Work to be completed: Which lines below hold the word "index"? Copy all of them.

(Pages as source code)
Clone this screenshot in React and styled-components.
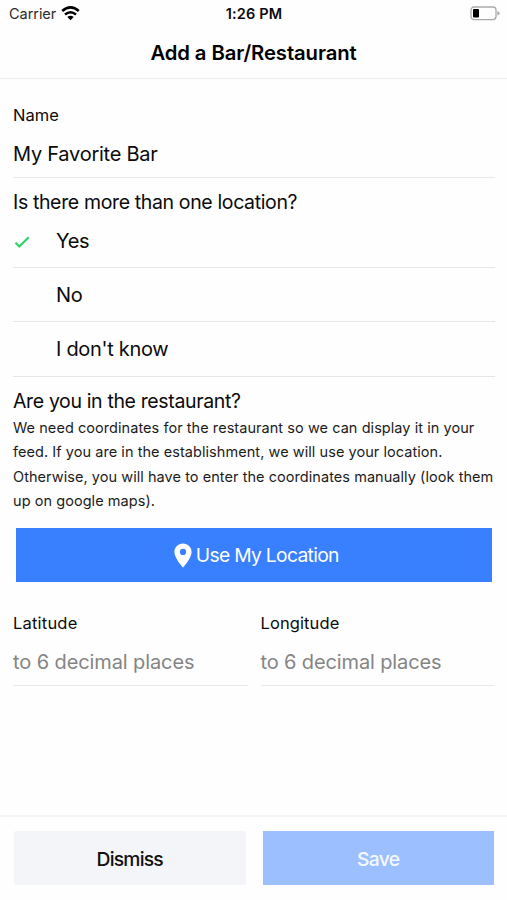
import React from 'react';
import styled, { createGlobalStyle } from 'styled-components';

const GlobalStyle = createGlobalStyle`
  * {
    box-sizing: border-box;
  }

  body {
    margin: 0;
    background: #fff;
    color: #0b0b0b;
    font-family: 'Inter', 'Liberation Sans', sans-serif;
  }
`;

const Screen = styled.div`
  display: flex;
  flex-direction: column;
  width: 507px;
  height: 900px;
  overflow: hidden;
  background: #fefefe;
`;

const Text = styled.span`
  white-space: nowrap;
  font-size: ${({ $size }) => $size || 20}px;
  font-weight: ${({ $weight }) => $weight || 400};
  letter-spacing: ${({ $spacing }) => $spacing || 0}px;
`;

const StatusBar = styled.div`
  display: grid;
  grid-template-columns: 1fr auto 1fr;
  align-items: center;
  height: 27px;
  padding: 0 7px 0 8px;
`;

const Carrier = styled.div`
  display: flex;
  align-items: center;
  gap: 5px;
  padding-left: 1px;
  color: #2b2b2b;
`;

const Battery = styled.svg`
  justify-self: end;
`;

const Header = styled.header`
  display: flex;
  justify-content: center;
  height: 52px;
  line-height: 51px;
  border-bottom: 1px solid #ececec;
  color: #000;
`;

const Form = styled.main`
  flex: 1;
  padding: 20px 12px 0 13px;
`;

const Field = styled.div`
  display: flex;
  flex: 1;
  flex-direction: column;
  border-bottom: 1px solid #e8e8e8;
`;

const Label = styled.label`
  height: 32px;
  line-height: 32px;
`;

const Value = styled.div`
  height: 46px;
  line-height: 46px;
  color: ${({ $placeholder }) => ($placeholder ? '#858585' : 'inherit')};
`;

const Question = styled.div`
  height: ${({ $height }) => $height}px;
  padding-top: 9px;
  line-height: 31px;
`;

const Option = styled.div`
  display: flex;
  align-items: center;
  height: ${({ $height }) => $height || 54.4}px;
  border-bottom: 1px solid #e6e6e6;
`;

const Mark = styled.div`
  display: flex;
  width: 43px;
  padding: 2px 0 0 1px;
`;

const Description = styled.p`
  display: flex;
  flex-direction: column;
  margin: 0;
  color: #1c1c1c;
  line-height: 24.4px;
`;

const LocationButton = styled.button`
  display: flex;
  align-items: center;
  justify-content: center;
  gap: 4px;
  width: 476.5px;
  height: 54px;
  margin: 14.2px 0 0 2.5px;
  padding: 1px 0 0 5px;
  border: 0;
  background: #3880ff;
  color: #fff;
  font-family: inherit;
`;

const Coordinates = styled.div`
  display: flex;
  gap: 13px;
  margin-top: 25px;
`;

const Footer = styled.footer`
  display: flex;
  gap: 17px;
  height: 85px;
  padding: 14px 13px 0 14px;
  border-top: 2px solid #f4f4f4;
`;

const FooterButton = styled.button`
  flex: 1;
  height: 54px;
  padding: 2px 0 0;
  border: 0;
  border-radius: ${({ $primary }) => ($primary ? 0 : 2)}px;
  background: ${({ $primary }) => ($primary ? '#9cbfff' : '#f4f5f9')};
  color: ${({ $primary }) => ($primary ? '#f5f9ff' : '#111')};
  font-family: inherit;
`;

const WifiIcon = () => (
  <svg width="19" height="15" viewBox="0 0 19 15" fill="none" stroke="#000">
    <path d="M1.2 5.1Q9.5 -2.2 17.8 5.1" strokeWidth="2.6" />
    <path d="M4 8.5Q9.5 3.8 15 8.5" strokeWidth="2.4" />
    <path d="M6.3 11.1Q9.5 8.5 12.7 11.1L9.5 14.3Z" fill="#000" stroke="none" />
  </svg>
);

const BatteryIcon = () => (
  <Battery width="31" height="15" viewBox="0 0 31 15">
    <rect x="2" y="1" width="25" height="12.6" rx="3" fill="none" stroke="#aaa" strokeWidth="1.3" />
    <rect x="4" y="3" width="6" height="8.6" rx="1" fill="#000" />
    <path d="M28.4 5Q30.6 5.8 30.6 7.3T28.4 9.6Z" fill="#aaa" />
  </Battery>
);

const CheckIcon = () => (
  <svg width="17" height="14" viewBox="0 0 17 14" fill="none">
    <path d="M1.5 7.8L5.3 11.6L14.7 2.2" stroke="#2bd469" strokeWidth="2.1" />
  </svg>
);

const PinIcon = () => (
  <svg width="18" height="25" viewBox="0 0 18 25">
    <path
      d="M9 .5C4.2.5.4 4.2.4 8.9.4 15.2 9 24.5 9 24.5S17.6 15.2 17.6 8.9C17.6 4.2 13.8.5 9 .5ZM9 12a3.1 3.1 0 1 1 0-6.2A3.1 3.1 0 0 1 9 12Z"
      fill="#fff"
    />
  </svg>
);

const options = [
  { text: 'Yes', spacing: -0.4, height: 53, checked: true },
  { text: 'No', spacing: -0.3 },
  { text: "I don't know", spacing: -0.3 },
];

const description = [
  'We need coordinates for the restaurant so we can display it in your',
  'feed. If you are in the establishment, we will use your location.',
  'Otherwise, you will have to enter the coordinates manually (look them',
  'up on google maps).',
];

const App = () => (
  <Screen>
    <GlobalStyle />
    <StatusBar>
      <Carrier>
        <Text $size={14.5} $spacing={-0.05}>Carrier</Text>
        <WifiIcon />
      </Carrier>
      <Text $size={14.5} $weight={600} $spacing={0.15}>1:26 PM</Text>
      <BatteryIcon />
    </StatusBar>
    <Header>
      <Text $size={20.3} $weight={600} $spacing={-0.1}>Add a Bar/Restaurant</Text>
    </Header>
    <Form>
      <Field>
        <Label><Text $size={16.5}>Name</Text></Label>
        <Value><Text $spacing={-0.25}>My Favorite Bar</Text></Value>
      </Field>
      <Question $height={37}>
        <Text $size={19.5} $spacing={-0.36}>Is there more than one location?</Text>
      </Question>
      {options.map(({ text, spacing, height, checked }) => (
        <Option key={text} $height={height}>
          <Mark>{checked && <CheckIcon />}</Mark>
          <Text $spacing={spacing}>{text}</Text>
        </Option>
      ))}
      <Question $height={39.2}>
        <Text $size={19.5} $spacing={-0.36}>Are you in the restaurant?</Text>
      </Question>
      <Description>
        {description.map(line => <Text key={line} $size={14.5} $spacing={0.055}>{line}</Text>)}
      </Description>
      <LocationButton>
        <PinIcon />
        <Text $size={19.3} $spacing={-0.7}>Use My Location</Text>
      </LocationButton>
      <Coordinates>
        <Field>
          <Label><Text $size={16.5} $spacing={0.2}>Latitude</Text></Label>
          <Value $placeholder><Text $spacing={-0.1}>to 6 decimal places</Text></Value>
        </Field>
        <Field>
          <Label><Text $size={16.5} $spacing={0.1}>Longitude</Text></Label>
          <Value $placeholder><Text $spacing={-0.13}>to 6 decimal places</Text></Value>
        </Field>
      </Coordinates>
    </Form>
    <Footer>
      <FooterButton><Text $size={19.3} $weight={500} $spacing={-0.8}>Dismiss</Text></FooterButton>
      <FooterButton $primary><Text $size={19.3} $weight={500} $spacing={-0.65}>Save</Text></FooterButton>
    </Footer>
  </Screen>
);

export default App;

--

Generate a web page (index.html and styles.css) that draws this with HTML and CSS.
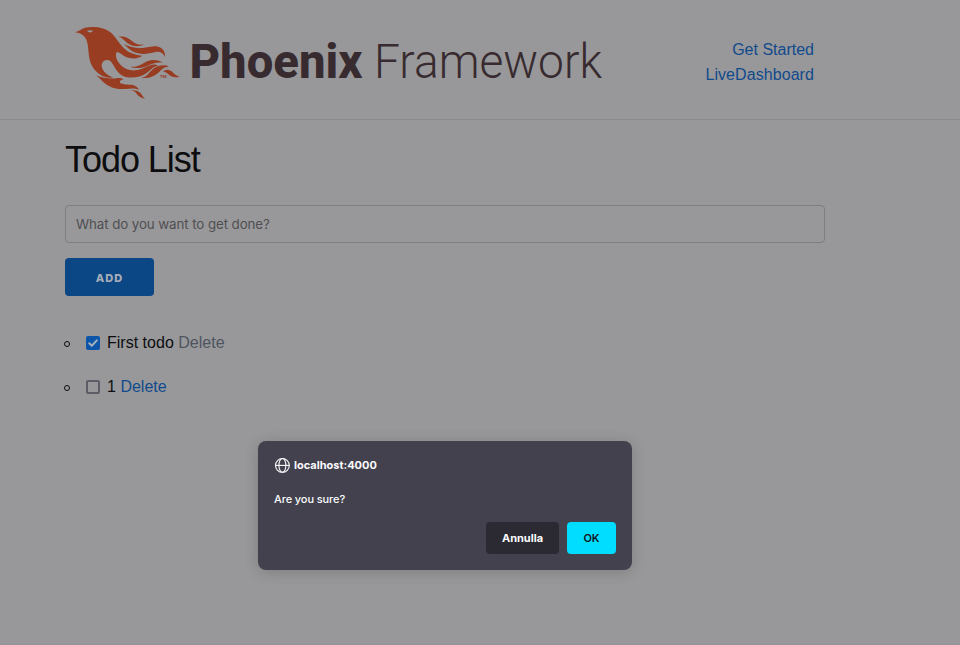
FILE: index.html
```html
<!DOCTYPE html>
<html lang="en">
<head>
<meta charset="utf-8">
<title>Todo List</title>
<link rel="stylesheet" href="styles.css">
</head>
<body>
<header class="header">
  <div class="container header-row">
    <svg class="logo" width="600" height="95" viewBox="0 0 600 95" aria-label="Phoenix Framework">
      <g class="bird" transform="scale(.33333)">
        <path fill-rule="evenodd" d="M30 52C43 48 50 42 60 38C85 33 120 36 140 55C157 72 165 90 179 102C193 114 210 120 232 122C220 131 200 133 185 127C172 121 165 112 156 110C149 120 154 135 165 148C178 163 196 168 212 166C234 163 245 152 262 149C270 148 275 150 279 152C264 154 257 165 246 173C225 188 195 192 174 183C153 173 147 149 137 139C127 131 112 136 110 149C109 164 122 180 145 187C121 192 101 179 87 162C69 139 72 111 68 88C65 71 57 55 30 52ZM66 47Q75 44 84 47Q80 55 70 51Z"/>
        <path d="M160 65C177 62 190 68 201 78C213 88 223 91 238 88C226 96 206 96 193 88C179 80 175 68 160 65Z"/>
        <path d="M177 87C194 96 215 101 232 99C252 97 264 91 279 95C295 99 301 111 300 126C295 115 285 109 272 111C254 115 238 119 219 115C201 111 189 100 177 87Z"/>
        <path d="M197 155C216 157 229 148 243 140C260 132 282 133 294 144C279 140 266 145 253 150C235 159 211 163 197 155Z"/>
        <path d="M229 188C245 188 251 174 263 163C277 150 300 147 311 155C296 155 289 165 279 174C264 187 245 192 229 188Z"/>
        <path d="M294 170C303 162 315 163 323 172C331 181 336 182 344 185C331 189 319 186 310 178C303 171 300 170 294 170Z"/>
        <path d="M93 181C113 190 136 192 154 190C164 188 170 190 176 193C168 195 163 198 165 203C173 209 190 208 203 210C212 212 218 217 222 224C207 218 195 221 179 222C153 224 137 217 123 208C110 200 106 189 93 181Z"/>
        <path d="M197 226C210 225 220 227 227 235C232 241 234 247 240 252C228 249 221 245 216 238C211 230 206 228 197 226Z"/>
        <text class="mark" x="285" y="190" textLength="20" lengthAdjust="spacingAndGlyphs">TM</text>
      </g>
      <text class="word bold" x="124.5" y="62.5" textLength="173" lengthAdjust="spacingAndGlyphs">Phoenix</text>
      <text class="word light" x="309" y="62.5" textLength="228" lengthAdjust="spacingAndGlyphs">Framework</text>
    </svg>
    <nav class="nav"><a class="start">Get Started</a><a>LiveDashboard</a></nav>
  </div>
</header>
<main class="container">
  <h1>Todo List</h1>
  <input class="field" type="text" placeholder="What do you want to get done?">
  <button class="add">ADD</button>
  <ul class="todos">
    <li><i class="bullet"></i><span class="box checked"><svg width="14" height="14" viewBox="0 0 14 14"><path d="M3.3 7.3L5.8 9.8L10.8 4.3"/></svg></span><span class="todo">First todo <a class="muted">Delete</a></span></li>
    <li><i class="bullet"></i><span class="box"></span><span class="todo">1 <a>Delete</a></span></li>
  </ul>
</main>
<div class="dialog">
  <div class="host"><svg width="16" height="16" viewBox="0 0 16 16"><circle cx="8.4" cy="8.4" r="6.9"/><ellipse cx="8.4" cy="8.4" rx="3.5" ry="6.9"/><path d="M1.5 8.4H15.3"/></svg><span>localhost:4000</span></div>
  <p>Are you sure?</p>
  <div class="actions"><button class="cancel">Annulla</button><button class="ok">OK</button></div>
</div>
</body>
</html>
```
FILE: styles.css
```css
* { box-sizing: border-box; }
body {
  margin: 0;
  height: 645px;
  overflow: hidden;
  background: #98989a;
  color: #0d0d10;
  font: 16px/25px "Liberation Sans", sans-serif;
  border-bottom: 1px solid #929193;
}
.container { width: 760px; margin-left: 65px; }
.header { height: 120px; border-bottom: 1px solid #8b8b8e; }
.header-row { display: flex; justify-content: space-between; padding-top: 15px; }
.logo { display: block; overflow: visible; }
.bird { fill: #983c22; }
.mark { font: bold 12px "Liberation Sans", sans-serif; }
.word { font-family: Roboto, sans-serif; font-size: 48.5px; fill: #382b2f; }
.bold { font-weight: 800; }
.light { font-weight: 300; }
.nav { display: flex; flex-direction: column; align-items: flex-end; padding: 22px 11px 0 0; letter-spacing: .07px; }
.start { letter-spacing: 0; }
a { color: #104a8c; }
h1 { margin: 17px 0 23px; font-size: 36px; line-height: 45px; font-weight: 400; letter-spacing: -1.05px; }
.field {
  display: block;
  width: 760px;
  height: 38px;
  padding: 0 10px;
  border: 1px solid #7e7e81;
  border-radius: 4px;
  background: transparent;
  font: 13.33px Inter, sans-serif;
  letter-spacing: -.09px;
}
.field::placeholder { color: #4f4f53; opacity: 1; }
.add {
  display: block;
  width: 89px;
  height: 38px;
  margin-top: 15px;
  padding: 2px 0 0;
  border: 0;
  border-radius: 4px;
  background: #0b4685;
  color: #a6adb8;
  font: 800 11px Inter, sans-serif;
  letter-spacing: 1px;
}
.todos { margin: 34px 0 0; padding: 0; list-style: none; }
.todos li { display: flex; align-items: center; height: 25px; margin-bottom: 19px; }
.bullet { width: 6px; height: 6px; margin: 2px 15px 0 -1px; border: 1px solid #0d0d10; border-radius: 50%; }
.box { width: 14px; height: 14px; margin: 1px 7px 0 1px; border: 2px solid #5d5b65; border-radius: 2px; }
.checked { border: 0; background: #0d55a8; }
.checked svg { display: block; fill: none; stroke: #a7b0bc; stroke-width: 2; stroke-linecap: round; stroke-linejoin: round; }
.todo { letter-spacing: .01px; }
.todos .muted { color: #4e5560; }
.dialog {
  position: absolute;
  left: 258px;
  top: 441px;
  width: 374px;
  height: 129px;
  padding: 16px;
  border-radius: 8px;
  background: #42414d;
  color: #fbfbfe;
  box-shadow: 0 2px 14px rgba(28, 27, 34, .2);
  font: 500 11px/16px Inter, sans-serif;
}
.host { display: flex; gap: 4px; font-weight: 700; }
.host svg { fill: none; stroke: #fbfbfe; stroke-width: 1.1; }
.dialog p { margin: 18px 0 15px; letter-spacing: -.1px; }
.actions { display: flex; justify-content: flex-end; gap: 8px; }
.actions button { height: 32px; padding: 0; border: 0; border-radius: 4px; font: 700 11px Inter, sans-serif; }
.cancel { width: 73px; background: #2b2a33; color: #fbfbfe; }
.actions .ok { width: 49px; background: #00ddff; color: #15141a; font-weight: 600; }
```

Reply to the exercise:
Generate a web page (index.html and styles.css) that draws this with HTML and CSS.
FILE: index.html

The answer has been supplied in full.